* Stated goal *
Please set down all the lines beneath this one exactly, without the pictures.

* Dataset extract *
================================

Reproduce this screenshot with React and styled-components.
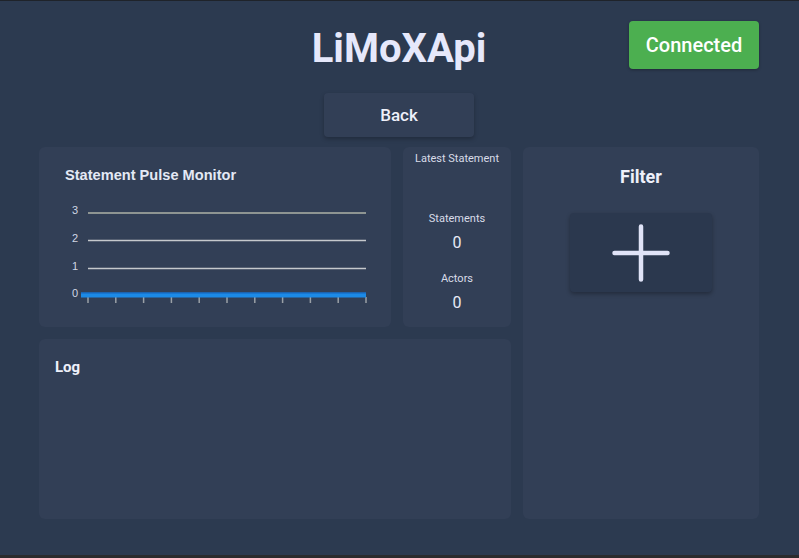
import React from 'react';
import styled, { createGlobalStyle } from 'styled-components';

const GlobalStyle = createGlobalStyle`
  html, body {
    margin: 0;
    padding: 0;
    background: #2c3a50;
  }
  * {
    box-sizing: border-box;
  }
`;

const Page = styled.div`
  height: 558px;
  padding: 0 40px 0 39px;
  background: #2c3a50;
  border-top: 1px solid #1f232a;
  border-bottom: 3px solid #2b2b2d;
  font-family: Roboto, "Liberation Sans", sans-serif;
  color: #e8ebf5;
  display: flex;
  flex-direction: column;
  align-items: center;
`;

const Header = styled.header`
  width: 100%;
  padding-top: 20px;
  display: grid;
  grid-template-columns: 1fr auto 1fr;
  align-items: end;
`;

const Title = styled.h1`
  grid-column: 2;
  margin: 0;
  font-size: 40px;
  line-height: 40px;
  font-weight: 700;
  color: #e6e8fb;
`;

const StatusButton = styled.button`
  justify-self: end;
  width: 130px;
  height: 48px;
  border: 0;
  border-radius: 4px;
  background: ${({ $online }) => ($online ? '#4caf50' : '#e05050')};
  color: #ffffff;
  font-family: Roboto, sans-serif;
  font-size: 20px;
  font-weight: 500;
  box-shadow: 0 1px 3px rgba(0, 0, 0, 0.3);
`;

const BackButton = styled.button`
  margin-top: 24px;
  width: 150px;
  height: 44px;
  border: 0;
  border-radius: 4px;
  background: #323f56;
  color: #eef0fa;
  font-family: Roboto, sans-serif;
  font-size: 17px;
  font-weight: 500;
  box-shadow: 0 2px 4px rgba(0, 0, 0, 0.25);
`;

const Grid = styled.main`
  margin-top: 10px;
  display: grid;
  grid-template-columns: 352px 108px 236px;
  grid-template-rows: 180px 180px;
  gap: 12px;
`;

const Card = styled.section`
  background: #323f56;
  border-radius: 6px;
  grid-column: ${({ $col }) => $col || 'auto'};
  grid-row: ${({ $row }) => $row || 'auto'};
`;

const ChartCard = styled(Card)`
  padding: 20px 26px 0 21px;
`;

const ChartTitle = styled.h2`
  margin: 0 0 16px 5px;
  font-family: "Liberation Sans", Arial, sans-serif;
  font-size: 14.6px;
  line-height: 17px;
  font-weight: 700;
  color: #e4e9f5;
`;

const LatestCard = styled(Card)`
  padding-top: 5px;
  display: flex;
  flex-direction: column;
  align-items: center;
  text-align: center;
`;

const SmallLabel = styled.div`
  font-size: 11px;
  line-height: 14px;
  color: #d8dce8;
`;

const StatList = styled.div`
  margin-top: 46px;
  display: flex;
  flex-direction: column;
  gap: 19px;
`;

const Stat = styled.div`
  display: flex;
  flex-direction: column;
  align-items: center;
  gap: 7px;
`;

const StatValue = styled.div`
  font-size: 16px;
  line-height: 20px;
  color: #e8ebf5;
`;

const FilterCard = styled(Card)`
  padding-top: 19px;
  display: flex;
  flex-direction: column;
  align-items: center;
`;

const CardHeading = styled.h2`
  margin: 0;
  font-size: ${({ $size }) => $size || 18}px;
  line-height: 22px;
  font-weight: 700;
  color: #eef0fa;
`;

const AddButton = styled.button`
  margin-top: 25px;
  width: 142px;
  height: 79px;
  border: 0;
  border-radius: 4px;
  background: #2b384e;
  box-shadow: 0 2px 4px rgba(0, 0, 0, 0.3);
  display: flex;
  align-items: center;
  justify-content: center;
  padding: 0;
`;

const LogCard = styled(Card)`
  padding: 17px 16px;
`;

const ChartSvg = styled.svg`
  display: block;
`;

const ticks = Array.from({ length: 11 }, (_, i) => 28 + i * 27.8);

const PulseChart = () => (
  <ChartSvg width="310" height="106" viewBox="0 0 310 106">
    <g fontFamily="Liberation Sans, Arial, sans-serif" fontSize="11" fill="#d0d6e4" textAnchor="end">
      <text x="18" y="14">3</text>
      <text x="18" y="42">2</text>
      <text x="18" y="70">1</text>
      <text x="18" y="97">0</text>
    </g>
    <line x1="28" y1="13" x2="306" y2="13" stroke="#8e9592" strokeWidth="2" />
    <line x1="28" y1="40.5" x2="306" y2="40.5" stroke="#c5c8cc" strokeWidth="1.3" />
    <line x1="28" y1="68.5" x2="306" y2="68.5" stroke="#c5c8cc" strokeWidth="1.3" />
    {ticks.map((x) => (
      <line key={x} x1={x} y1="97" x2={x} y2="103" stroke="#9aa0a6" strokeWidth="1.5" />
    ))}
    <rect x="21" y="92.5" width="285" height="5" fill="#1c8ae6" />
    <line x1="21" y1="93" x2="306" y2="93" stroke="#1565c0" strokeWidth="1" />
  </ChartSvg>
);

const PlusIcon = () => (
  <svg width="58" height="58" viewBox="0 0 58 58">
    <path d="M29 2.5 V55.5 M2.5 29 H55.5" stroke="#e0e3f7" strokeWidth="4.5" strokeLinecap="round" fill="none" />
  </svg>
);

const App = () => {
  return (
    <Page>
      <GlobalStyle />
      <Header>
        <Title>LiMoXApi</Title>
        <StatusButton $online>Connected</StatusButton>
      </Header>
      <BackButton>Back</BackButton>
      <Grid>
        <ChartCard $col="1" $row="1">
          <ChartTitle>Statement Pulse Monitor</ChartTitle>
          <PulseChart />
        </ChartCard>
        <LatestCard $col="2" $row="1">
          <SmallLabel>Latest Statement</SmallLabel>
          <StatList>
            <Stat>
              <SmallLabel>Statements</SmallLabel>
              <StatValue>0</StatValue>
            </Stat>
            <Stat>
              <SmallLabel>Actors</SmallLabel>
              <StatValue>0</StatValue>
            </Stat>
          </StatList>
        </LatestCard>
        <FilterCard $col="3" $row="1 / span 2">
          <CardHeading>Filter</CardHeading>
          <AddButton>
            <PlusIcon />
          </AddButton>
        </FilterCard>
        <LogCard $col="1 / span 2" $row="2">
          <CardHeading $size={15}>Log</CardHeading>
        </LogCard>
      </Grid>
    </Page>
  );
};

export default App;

================================

* Result of this task *
Reproduce this screenshot with React and styled-components.
import React from 'react';
import styled, { createGlobalStyle } from 'styled-components';

const GlobalStyle = createGlobalStyle`
  html, body {
    margin: 0;
    padding: 0;
    background: #2c3a50;
  }
  * {
    box-sizing: border-box;
  }
`;

const Page = styled.div`
  height: 558px;
  padding: 0 40px 0 39px;
  background: #2c3a50;
  border-top: 1px solid #1f232a;
  border-bottom: 3px solid #2b2b2d;
  font-family: Roboto, "Liberation Sans", sans-serif;
  color: #e8ebf5;
  display: flex;
  flex-direction: column;
  align-items: center;
`;

const Header = styled.header`
  width: 100%;
  padding-top: 20px;
  display: grid;
  grid-template-columns: 1fr auto 1fr;
  align-items: end;
`;

const Title = styled.h1`
  grid-column: 2;
  margin: 0;
  font-size: 40px;
  line-height: 40px;
  font-weight: 700;
  color: #e6e8fb;
`;

const StatusButton = styled.button`
  justify-self: end;
  width: 130px;
  height: 48px;
  border: 0;
  border-radius: 4px;
  background: ${({ $online }) => ($online ? '#4caf50' : '#e05050')};
  color: #ffffff;
  font-family: Roboto, sans-serif;
  font-size: 20px;
  font-weight: 500;
  box-shadow: 0 1px 3px rgba(0, 0, 0, 0.3);
`;

const BackButton = styled.button`
  margin-top: 24px;
  width: 150px;
  height: 44px;
  border: 0;
  border-radius: 4px;
  background: #323f56;
  color: #eef0fa;
  font-family: Roboto, sans-serif;
  font-size: 17px;
  font-weight: 500;
  box-shadow: 0 2px 4px rgba(0, 0, 0, 0.25);
`;

const Grid = styled.main`
  margin-top: 10px;
  display: grid;
  grid-template-columns: 352px 108px 236px;
  grid-template-rows: 180px 180px;
  gap: 12px;
`;

const Card = styled.section`
  background: #323f56;
  border-radius: 6px;
  grid-column: ${({ $col }) => $col || 'auto'};
  grid-row: ${({ $row }) => $row || 'auto'};
`;

const ChartCard = styled(Card)`
  padding: 20px 26px 0 21px;
`;

const ChartTitle = styled.h2`
  margin: 0 0 16px 5px;
  font-family: "Liberation Sans", Arial, sans-serif;
  font-size: 14.6px;
  line-height: 17px;
  font-weight: 700;
  color: #e4e9f5;
`;

const LatestCard = styled(Card)`
  padding-top: 5px;
  display: flex;
  flex-direction: column;
  align-items: center;
  text-align: center;
`;

const SmallLabel = styled.div`
  font-size: 11px;
  line-height: 14px;
  color: #d8dce8;
`;

const StatList = styled.div`
  margin-top: 46px;
  display: flex;
  flex-direction: column;
  gap: 19px;
`;

const Stat = styled.div`
  display: flex;
  flex-direction: column;
  align-items: center;
  gap: 7px;
`;

const StatValue = styled.div`
  font-size: 16px;
  line-height: 20px;
  color: #e8ebf5;
`;

const FilterCard = styled(Card)`
  padding-top: 19px;
  display: flex;
  flex-direction: column;
  align-items: center;
`;

const CardHeading = styled.h2`
  margin: 0;
  font-size: ${({ $size }) => $size || 18}px;
  line-height: 22px;
  font-weight: 700;
  color: #eef0fa;
`;

const AddButton = styled.button`
  margin-top: 25px;
  width: 142px;
  height: 79px;
  border: 0;
  border-radius: 4px;
  background: #2b384e;
  box-shadow: 0 2px 4px rgba(0, 0, 0, 0.3);
  display: flex;
  align-items: center;
  justify-content: center;
  padding: 0;
`;

const LogCard = styled(Card)`
  padding: 17px 16px;
`;

const ChartSvg = styled.svg`
  display: block;
`;

const ticks = Array.from({ length: 11 }, (_, i) => 28 + i * 27.8);

const PulseChart = () => (
  <ChartSvg width="310" height="106" viewBox="0 0 310 106">
    <g fontFamily="Liberation Sans, Arial, sans-serif" fontSize="11" fill="#d0d6e4" textAnchor="end">
      <text x="18" y="14">3</text>
      <text x="18" y="42">2</text>
      <text x="18" y="70">1</text>
      <text x="18" y="97">0</text>
    </g>
    <line x1="28" y1="13" x2="306" y2="13" stroke="#8e9592" strokeWidth="2" />
    <line x1="28" y1="40.5" x2="306" y2="40.5" stroke="#c5c8cc" strokeWidth="1.3" />
    <line x1="28" y1="68.5" x2="306" y2="68.5" stroke="#c5c8cc" strokeWidth="1.3" />
    {ticks.map((x) => (
      <line key={x} x1={x} y1="97" x2={x} y2="103" stroke="#9aa0a6" strokeWidth="1.5" />
    ))}
    <rect x="21" y="92.5" width="285" height="5" fill="#1c8ae6" />
    <line x1="21" y1="93" x2="306" y2="93" stroke="#1565c0" strokeWidth="1" />
  </ChartSvg>
);

const PlusIcon = () => (
  <svg width="58" height="58" viewBox="0 0 58 58">
    <path d="M29 2.5 V55.5 M2.5 29 H55.5" stroke="#e0e3f7" strokeWidth="4.5" strokeLinecap="round" fill="none" />
  </svg>
);

const App = () => {
  return (
    <Page>
      <GlobalStyle />
      <Header>
        <Title>LiMoXApi</Title>
        <StatusButton $online>Connected</StatusButton>
      </Header>
      <BackButton>Back</BackButton>
      <Grid>
        <ChartCard $col="1" $row="1">
          <ChartTitle>Statement Pulse Monitor</ChartTitle>
          <PulseChart />
        </ChartCard>
        <LatestCard $col="2" $row="1">
          <SmallLabel>Latest Statement</SmallLabel>
          <StatList>
            <Stat>
              <SmallLabel>Statements</SmallLabel>
              <StatValue>0</StatValue>
            </Stat>
            <Stat>
              <SmallLabel>Actors</SmallLabel>
              <StatValue>0</StatValue>
            </Stat>
          </StatList>
        </LatestCard>
        <FilterCard $col="3" $row="1 / span 2">
          <CardHeading>Filter</CardHeading>
          <AddButton>
            <PlusIcon />
          </AddButton>
        </FilterCard>
        <LogCard $col="1 / span 2" $row="2">
          <CardHeading $size={15}>Log</CardHeading>
        </LogCard>
      </Grid>
    </Page>
  );
};

export default App;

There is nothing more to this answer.